Change 987489 merged by jenkins-bot:

[mediawiki/extensions/CodeMirror@master] CodeMirrorModeMediaWiki: add highlighting for <nowiki> and <pre>

https://gerrit.wikimedia.org/r/987489

Change 989232 had a related patch set uploaded (by MusikAnimal; author: MusikAnimal):

[mediawiki/extensions/CodeMirror@master] CodeMirrorModeMediaWiki: add support for mediawiki TagModes

https://gerrit.wikimedia.org/r/989232

I'm probably missing something obvious, but it seems like there's special handling for ampersands, e.g. <nowiki>&</nowiki>. This gives an "Unknown highlighting tag undefined" error.
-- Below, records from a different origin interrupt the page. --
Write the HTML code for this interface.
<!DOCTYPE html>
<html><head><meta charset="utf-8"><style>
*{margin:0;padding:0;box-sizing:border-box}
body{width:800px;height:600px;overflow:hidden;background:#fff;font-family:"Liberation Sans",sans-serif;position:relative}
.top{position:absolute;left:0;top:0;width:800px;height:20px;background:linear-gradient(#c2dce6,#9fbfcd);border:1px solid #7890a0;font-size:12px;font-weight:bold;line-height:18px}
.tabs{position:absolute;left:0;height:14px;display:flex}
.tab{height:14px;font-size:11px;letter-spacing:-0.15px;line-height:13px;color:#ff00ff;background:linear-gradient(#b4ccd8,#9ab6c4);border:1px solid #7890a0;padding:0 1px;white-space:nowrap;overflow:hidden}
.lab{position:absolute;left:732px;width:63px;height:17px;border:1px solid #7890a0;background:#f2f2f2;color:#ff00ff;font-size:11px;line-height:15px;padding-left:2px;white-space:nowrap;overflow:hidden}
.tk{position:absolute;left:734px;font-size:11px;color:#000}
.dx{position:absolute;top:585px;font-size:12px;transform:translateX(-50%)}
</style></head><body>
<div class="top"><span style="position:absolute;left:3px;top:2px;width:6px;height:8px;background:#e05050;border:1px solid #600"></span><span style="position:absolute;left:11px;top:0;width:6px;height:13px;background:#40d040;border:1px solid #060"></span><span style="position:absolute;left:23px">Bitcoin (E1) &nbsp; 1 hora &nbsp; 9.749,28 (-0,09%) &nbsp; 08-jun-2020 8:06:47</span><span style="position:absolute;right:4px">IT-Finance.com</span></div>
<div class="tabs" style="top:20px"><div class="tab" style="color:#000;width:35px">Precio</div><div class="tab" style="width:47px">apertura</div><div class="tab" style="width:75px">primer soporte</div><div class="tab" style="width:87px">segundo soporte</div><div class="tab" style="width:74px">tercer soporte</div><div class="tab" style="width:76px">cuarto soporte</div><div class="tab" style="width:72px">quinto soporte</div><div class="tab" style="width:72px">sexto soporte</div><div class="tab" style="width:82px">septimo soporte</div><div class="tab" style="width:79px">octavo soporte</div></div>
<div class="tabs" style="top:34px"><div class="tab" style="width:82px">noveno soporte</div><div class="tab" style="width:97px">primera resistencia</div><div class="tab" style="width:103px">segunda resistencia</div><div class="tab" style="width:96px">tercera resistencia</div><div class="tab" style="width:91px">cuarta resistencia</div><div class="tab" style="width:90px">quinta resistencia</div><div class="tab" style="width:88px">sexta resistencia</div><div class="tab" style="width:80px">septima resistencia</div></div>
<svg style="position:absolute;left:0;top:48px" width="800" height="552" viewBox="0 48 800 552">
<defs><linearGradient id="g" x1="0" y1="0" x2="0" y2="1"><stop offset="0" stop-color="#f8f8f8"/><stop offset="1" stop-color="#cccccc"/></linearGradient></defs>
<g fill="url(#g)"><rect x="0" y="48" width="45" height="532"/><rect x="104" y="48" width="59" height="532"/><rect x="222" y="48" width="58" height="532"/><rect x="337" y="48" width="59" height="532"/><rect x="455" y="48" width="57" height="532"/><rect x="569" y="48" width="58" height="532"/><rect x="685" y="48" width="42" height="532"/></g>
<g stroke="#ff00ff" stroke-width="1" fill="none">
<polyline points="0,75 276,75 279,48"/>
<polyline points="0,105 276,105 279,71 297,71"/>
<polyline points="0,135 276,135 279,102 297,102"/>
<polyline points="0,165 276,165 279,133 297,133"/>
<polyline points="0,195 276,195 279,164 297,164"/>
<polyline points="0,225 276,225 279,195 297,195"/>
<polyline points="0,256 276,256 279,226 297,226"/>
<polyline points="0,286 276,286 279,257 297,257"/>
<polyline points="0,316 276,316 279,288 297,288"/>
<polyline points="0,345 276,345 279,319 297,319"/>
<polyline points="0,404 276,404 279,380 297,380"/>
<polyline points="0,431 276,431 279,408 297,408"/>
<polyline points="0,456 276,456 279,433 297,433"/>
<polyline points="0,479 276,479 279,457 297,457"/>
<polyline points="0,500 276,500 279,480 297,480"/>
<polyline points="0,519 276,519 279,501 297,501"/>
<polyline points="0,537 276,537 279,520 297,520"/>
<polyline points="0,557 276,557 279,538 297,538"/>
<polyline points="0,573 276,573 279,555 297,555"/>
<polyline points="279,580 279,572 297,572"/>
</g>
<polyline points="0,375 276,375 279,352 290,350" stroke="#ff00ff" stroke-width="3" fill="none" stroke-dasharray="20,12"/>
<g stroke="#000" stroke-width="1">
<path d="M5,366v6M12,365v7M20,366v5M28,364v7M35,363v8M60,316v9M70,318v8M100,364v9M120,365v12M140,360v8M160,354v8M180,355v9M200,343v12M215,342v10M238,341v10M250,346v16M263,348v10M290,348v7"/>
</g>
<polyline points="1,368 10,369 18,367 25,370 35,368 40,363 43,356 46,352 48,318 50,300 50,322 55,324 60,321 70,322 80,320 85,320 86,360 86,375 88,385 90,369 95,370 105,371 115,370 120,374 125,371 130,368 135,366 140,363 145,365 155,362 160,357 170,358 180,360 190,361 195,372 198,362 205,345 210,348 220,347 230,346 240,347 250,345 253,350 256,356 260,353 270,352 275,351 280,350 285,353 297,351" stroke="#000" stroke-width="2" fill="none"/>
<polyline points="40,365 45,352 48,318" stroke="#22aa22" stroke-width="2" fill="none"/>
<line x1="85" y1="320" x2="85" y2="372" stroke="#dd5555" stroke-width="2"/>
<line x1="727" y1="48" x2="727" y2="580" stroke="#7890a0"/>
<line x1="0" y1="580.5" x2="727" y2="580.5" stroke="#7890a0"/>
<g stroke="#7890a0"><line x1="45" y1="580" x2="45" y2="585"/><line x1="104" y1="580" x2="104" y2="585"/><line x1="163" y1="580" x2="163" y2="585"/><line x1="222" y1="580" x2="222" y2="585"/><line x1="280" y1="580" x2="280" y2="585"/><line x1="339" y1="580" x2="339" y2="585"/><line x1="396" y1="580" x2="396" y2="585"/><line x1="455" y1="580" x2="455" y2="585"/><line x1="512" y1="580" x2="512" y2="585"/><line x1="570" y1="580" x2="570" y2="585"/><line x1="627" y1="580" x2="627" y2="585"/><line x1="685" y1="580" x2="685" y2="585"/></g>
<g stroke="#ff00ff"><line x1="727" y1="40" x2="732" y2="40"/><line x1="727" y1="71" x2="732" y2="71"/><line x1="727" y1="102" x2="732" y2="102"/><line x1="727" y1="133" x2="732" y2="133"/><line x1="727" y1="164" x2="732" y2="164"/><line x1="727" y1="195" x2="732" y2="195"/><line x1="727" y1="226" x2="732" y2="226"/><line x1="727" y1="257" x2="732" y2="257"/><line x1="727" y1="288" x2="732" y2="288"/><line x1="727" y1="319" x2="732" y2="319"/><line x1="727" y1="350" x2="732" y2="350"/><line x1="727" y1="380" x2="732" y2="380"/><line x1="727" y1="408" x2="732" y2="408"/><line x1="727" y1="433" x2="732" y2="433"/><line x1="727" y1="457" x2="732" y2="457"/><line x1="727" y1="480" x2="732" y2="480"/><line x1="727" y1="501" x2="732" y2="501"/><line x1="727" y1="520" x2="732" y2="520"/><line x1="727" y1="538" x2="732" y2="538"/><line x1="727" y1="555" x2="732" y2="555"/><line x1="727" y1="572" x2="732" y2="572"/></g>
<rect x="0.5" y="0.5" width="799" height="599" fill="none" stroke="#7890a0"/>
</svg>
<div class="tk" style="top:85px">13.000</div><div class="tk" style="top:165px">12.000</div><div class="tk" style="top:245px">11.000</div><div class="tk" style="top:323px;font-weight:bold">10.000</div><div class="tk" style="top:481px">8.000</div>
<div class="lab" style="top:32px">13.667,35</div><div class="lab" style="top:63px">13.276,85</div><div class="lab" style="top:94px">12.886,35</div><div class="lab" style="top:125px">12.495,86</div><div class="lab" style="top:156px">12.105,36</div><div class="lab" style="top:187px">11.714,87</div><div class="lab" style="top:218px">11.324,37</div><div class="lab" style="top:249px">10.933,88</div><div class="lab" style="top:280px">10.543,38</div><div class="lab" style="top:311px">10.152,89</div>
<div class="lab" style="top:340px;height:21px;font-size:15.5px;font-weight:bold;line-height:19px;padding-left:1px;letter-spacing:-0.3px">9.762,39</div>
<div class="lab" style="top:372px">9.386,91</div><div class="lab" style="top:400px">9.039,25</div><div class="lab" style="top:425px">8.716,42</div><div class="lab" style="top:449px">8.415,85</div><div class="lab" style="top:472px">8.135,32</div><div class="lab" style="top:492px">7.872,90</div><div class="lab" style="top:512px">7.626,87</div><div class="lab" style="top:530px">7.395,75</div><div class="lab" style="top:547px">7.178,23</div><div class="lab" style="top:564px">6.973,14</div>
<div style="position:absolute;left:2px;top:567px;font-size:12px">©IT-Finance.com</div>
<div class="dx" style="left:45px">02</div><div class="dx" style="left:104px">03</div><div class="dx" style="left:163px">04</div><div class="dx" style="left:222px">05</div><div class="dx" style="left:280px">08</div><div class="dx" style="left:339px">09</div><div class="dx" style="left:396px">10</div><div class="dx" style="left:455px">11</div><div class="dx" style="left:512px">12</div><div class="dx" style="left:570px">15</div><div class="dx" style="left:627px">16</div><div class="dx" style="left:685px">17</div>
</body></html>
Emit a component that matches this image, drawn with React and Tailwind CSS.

Change 989232 merged by jenkins-bot:

[mediawiki/extensions/CodeMirror@master] CodeMirrorModeMediaWiki: add support for mediawiki TagModes

https://gerrit.wikimedia.org/r/989232

I guess this is due to type coercion from undefined to 'undefined'. Maybe returning an empty string will solve this problem.

MusikAnimal renamed this task from Implement TagModes and PluginModules for CodeMirror 6 to Implement mediawiki TagModes for CodeMirror 6.Feb 13 2024, 9:59 PM
MusikAnimal updated the task description. (Show Details)
MusikAnimal closed this task as Resolved.EditedFeb 13 2024, 10:03 PM

I have trimmed down the requirements for this task to be just for TagModes that contain MediaWiki wikitext. Doing the same for other languages is something we still need to figure out, but currently it would seem only MediaWiki-extensions-PhpTags would be effected. That integration is likely to break anyway, as there's currently no legacy stream parser available for PHP.

I think the MVP here is mainly to get CM6 working with wikitext only, and that is now complete. I'll create other tasks for PluginModules and mixed languages. QA efforts can be bundled into T259059. Resolving!

I'm probably missing something obvious, but it seems like there's special handling for ampersands, e.g. <nowiki>&</nowiki>. This gives an "Unknown highlighting tag undefined" error.

Not missing anything at all! Noting for the record that @Bhsd fixed this with r991613.

Mixed languages within wikitext is tracked at T357480, but I'm not considering that a "must" for the CM6 upgrade.